Spec sheets are dense on purpose. A single line like “200 MP, f/1.7, 24mm (wide), 1/1.3”, 0.6μm, multi-directional PDAF, OIS” packs in six separate facts, and the biggest number in it (200 MP) is usually the least useful one for judging whether the camera is actually good. Here’s how to read the sections that matter, using real spec sheets from three phones we track: the Redmi Note 15 5G (RM849), the OnePlus Nord CE 5 (RM1,499), and the Samsung Galaxy S25 Ultra (RM5,299).

Chipset: the name matters less than the process node
“Snapdragon 6 Gen 3”, “Dimensity 8350 Apex”, “Snapdragon 8 Elite” tell you the tier (entry, upper-mid, flagship) but not much else on their own. The number in parentheses after the chipset name, the process node in nanometers, is a more comparable signal: smaller generally means more efficient. The Redmi Note 15 5G’s Snapdragon 6 Gen 3 is built on a 4nm process, same as the OnePlus Nord CE 5’s Dimensity 8350 Apex, while the Galaxy S25 Ultra’s Snapdragon 8 Elite steps down to 3nm, the newer and more efficient node reserved for flagship chips.
RAM and storage: check the type, not just the number
“12GB, 256GB, UFS 4.0” on the Galaxy S25 Ultra tells you three things: RAM amount, storage amount, and storage speed generation. UFS 4.0 is meaningfully faster at reading and writing files than the UFS 2.2 or unspecified storage you’ll see on cheaper phones, which affects how fast apps open and how fast photos save, not just how much fits. Storage capacity alone (the “256GB”) doesn’t tell you that.
Display: resolution isn’t the whole story
The Redmi Note 15 5G lists “1080 x 2392 pixels (~388 ppi density)” with “AMOLED, 68B colors, 120Hz… 3200 nits (peak)”. The pixel count matters less at normal viewing distance than the other three numbers next to it: panel type (AMOLED beats LCD for contrast and black levels), refresh rate in Hz (120Hz feels noticeably smoother scrolling than 60Hz), and peak brightness in nits (higher means more usable outdoors in direct sun). A phone with a lower resolution but higher peak nits can look better in daily use than one with more pixels and a dimmer panel.
Battery: capacity and charging speed are two separate specs
“5520 mAh battery, 45W wired” (Redmi Note 15 5G) and “5000 mAh battery, 45W wired, 25W wireless” (Galaxy S25 Ultra) look similar on capacity, but the OnePlus Nord CE 5’s “5200 mAh, 80W wired” charges close to twice as fast despite a smaller cell. Bigger mAh means longer battery life per charge; higher wattage means less time waiting when it’s empty. They’re not the same claim, and a spec sheet that only shows one of them is telling half the story.
Camera: megapixels are the least useful number in the line

Take the Redmi Note 15 5G’s main camera: “108 MP, f/1.7, 24mm (wide), 1/1.67”, 0.64μm, PDAF, OIS”. Reading it in order: 108MP is resolution, f/1.7 is the aperture (lower f-number lets in more light), 24mm is the full-frame-equivalent focal length (roughly “normal” field of view), 1/1.67” is the physical sensor size (larger sensors gather more light per pixel regardless of megapixel count), and PDAF plus OIS mean the camera has phase-detect autofocus and optical image stabilization. On the Galaxy S25 Ultra’s telephoto lens, “5x optical zoom” is a hardware fact (the lens itself is built for that magnification), which is meaningfully different from digital zoom, which just crops and upscales what the main sensor already captured.

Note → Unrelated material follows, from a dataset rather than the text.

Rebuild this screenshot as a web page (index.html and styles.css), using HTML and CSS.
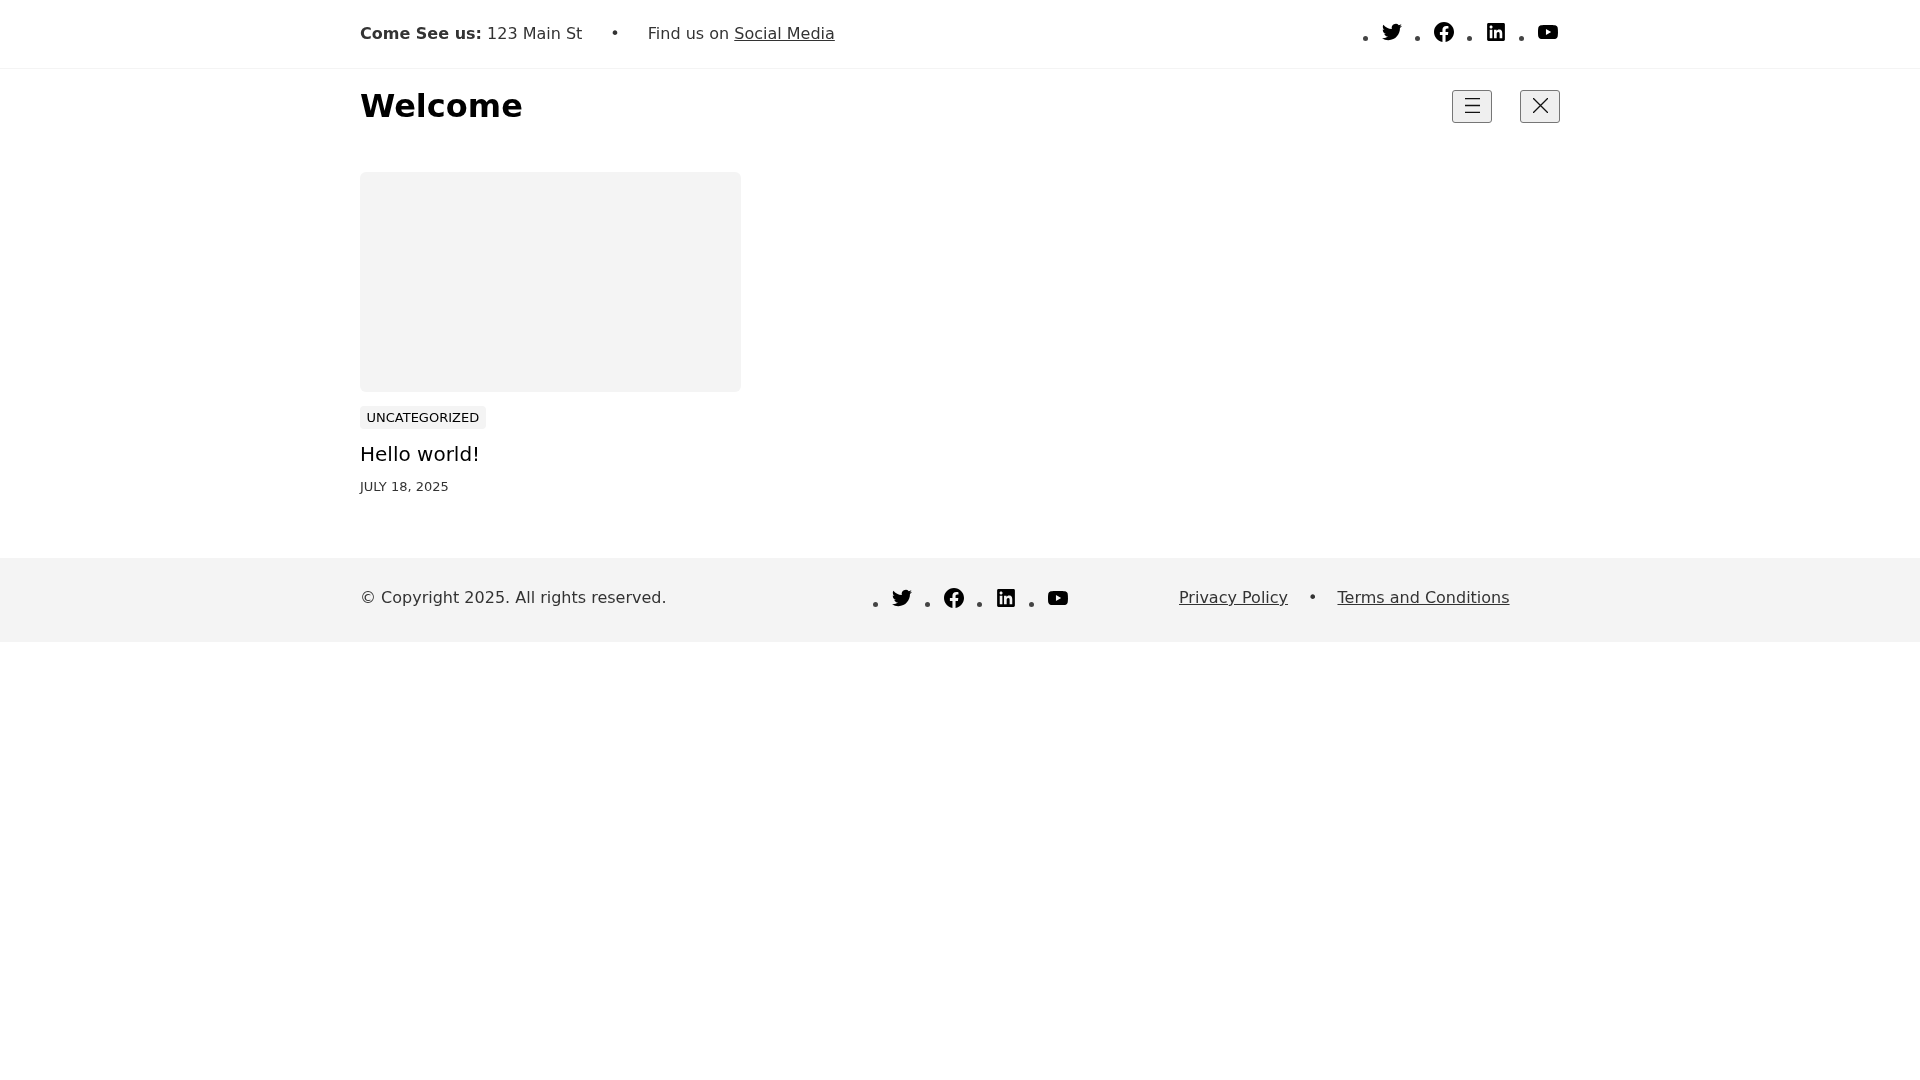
FILE: index.html
```html
<!DOCTYPE html>
<html lang="en">
<head>
    <meta charset="UTF-8">
    <meta name="viewport" content="width=device-width, initial-scale=1.0">
    <title>Welcome</title>
    <link rel="stylesheet" href="styles.css">
</head>
<body>
    <div class="topbar">
        <div class="container topbar-inner">
            <div class="topbar-info">
                <span><strong>Come See us:</strong> 123 Main St</span>
                <span class="bullet">•</span>
                <span>Find us on <a href="#">Social Media</a></span>
            </div>
            <ul class="social">
                <li><a href="#"><svg viewBox="0 0 24 24"><path d="M23.953 4.57a10 10 0 01-2.825.775 4.958 4.958 0 002.163-2.723c-.951.555-2.005.959-3.127 1.184a4.92 4.92 0 00-8.384 4.482C7.69 8.095 4.067 6.13 1.64 3.162a4.822 4.822 0 00-.666 2.475c0 1.71.87 3.213 2.188 4.096a4.904 4.904 0 01-2.228-.616v.06a4.923 4.923 0 003.946 4.827 4.996 4.996 0 01-2.212.085 4.936 4.936 0 004.604 3.417 9.867 9.867 0 01-6.102 2.105c-.39 0-.779-.023-1.17-.067a13.995 13.995 0 007.557 2.209c9.053 0 13.998-7.496 13.998-13.985 0-.21 0-.42-.015-.63A9.935 9.935 0 0024 4.59z"/></svg></a></li>
                <li><a href="#"><svg viewBox="0 0 24 24"><path d="M24 12.073c0-6.627-5.373-12-12-12s-12 5.373-12 12c0 5.99 4.388 10.954 10.125 11.854v-8.385H7.078v-3.47h3.047V9.43c0-3.007 1.792-4.669 4.533-4.669 1.312 0 2.686.235 2.686.235v2.953H15.83c-1.491 0-1.956.925-1.956 1.874v2.25h3.328l-.532 3.47h-2.796v8.385C19.612 23.027 24 18.062 24 12.073z"/></svg></a></li>
                <li><a href="#"><svg viewBox="-1.5 -1.5 27 27"><path d="M20.447 20.452h-3.554v-5.569c0-1.328-.027-3.037-1.852-3.037-1.853 0-2.136 1.445-2.136 2.939v5.667H9.351V9h3.414v1.561h.046c.477-.9 1.637-1.85 3.37-1.85 3.601 0 4.267 2.37 4.267 5.455v6.286zM5.337 7.433c-1.144 0-2.063-.926-2.063-2.065 0-1.138.92-2.063 2.063-2.063 1.14 0 2.064.925 2.064 2.063 0 1.139-.925 2.065-2.064 2.065zm1.782 13.019H3.555V9h3.564v11.452zM22.225 0H1.771C.792 0 0 .774 0 1.729v20.542C0 23.227.792 24 1.771 24h20.451C23.2 24 24 23.227 24 22.271V1.729C24 .774 23.2 0 22.222 0h.003z"/></svg></a></li>
                <li><a href="#"><svg viewBox="0 0 24 24"><path d="M23.498 6.186a3.016 3.016 0 0 0-2.122-2.136C19.505 3.545 12 3.545 12 3.545s-7.505 0-9.377.505A3.017 3.017 0 0 0 .502 6.186C0 8.07 0 12 0 12s0 3.93.502 5.814a3.016 3.016 0 0 0 2.122 2.136c1.871.505 9.376.505 9.376.505s7.505 0 9.377-.505a3.015 3.015 0 0 0 2.122-2.136C24 15.93 24 12 24 12s0-3.93-.502-5.814zM9.545 15.568V8.432L15.818 12l-6.273 3.568z"/></svg></a></li>
            </ul>
        </div>
    </div>

    <header class="container site-header">
        <h1>Welcome</h1>
        <div class="header-buttons">
            <button type="button" aria-label="Menu"><svg viewBox="0 0 14 14"><path d="M0 .5h14M0 7h14M0 13.5h14"/></svg></button>
            <button type="button" aria-label="Close"><svg viewBox="0 0 14 14"><path d="M0 0l14 14M14 0L0 14"/></svg></button>
        </div>
    </header>

    <main class="container">
        <article class="post-card">
            <div class="post-thumb"></div>
            <a class="post-tag" href="#">Uncategorized</a>
            <h2>Hello world!</h2>
            <p class="post-date">July 18, 2025</p>
        </article>
    </main>

    <footer class="site-footer">
        <div class="container footer-inner">
            <p class="copyright">© Copyright 2025. All rights reserved.</p>
            <ul class="social">
                <li><a href="#"><svg viewBox="0 0 24 24"><path d="M23.953 4.57a10 10 0 01-2.825.775 4.958 4.958 0 002.163-2.723c-.951.555-2.005.959-3.127 1.184a4.92 4.92 0 00-8.384 4.482C7.69 8.095 4.067 6.13 1.64 3.162a4.822 4.822 0 00-.666 2.475c0 1.71.87 3.213 2.188 4.096a4.904 4.904 0 01-2.228-.616v.06a4.923 4.923 0 003.946 4.827 4.996 4.996 0 01-2.212.085 4.936 4.936 0 004.604 3.417 9.867 9.867 0 01-6.102 2.105c-.39 0-.779-.023-1.17-.067a13.995 13.995 0 007.557 2.209c9.053 0 13.998-7.496 13.998-13.985 0-.21 0-.42-.015-.63A9.935 9.935 0 0024 4.59z"/></svg></a></li>
                <li><a href="#"><svg viewBox="0 0 24 24"><path d="M24 12.073c0-6.627-5.373-12-12-12s-12 5.373-12 12c0 5.99 4.388 10.954 10.125 11.854v-8.385H7.078v-3.47h3.047V9.43c0-3.007 1.792-4.669 4.533-4.669 1.312 0 2.686.235 2.686.235v2.953H15.83c-1.491 0-1.956.925-1.956 1.874v2.25h3.328l-.532 3.47h-2.796v8.385C19.612 23.027 24 18.062 24 12.073z"/></svg></a></li>
                <li><a href="#"><svg viewBox="-1.5 -1.5 27 27"><path d="M20.447 20.452h-3.554v-5.569c0-1.328-.027-3.037-1.852-3.037-1.853 0-2.136 1.445-2.136 2.939v5.667H9.351V9h3.414v1.561h.046c.477-.9 1.637-1.85 3.37-1.85 3.601 0 4.267 2.37 4.267 5.455v6.286zM5.337 7.433c-1.144 0-2.063-.926-2.063-2.065 0-1.138.92-2.063 2.063-2.063 1.14 0 2.064.925 2.064 2.063 0 1.139-.925 2.065-2.064 2.065zm1.782 13.019H3.555V9h3.564v11.452zM22.225 0H1.771C.792 0 0 .774 0 1.729v20.542C0 23.227.792 24 1.771 24h20.451C23.2 24 24 23.227 24 22.271V1.729C24 .774 23.2 0 22.222 0h.003z"/></svg></a></li>
                <li><a href="#"><svg viewBox="0 0 24 24"><path d="M23.498 6.186a3.016 3.016 0 0 0-2.122-2.136C19.505 3.545 12 3.545 12 3.545s-7.505 0-9.377.505A3.017 3.017 0 0 0 .502 6.186C0 8.07 0 12 0 12s0 3.93.502 5.814a3.016 3.016 0 0 0 2.122 2.136c1.871.505 9.376.505 9.376.505s7.505 0 9.377-.505a3.015 3.015 0 0 0 2.122-2.136C24 15.93 24 12 24 12s0-3.93-.502-5.814zM9.545 15.568V8.432L15.818 12l-6.273 3.568z"/></svg></a></li>
            </ul>
            <div class="footer-links">
                <a href="#">Privacy Policy</a>
                <span class="bullet">•</span>
                <a href="#">Terms and Conditions</a>
            </div>
        </div>
    </footer>
</body>
</html>
```

FILE: styles.css
```css
* {
    box-sizing: border-box;
    margin: 0;
    padding: 0;
}

body {
    background-color: #ffffff;
    color: #333;
    font-family: "DejaVu Sans", sans-serif;
    font-size: 16px;
    line-height: 24px;
    will-change: opacity;
}

a {
    color: inherit;
}

.container {
    width: 1200px;
    margin: 0 auto;
}

.topbar {
    height: 69px;
    border-bottom: 1px solid #f4f4f4;
}

.topbar-inner {
    display: flex;
    justify-content: space-between;
    align-items: center;
    height: 68px;
}

.topbar-info {
    display: flex;
    align-items: center;
}

.bullet {
    margin: 0 28px;
}

.social {
    display: flex;
    list-style: none;
}

.social li {
    display: flex;
    align-items: center;
    margin-left: 11px;
}

.social li::before {
    content: "";
    width: 5px;
    height: 5px;
    margin: 8px 14px 0 0;
    border-radius: 50%;
    background-color: #444;
}

.social a {
    display: block;
    width: 22px;
    height: 20px;
    margin-top: -4px;
    color: #000;
}

.social svg {
    display: block;
    width: 20px;
    height: 20px;
    fill: currentColor;
}

.site-header {
    display: flex;
    justify-content: space-between;
    align-items: center;
    height: 64px;
    padding-top: 10px;
}

h1 {
    font-size: 32px;
    line-height: 40px;
    color: #000;
}

.header-buttons {
    display: flex;
    gap: 28px;
}

.header-buttons button {
    display: flex;
    justify-content: center;
    align-items: center;
    width: 40px;
    height: 33px;
    padding-bottom: 2px;
    border: 1px solid #767676;
    border-radius: 3px;
    background-color: #efefef;
}

.header-buttons svg {
    width: 15px;
    height: 15px;
    fill: none;
    stroke: #111;
    stroke-width: 1.2;
}

main {
    padding-top: 39px;
}

.post-card {
    width: 381px;
}

.post-thumb {
    height: 220px;
    border-radius: 6px;
    background-color: #f4f4f4;
}

.post-tag {
    display: inline-block;
    margin-top: 14px;
    padding: 0 6.5px;
    border-radius: 4px;
    background-color: #f4f4f4;
    color: #000;
    font-size: 13px;
    line-height: 23px;
    text-decoration: none;
    text-transform: uppercase;
}

h2 {
    margin-top: 11px;
    font-size: 20px;
    font-weight: 400;
    line-height: 28px;
    color: #000;
}

.post-date {
    margin-top: 9px;
    font-size: 13px;
    line-height: 20px;
    text-transform: uppercase;
}

.site-footer {
    height: 84px;
    margin-top: 61px;
    background-color: #f4f4f4;
}

.footer-inner {
    display: flex;
    align-items: center;
    height: 80px;
}

.footer-inner .social {
    margin-top: 4px;
}

.copyright {
    width: 502px;
}

.footer-links {
    display: flex;
    margin-left: 109px;
}

.footer-links .bullet {
    margin: 0 20px;
}
```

Durability and software: the numbers with real-world consequences
An IP rating like “IP68 dust/water resistant (up to 1.5m for 30 min)” on the Galaxy S25 Ultra is a tested claim, not marketing language, IP66/68/69 ratings come from standardized lab tests. And “up to 7 major Android upgrades” on that same phone versus “up to 4 major Android upgrades” on the Redmi Note 15 5G is a direct answer to how many years of OS updates you can expect, worth checking before you buy if you plan to keep the phone a while.
None of this requires memorizing every spec category. It just means reading past the headline number, whether that’s megapixels, mAh, or GB, to the two or three numbers sitting next to it that actually determine how the phone performs.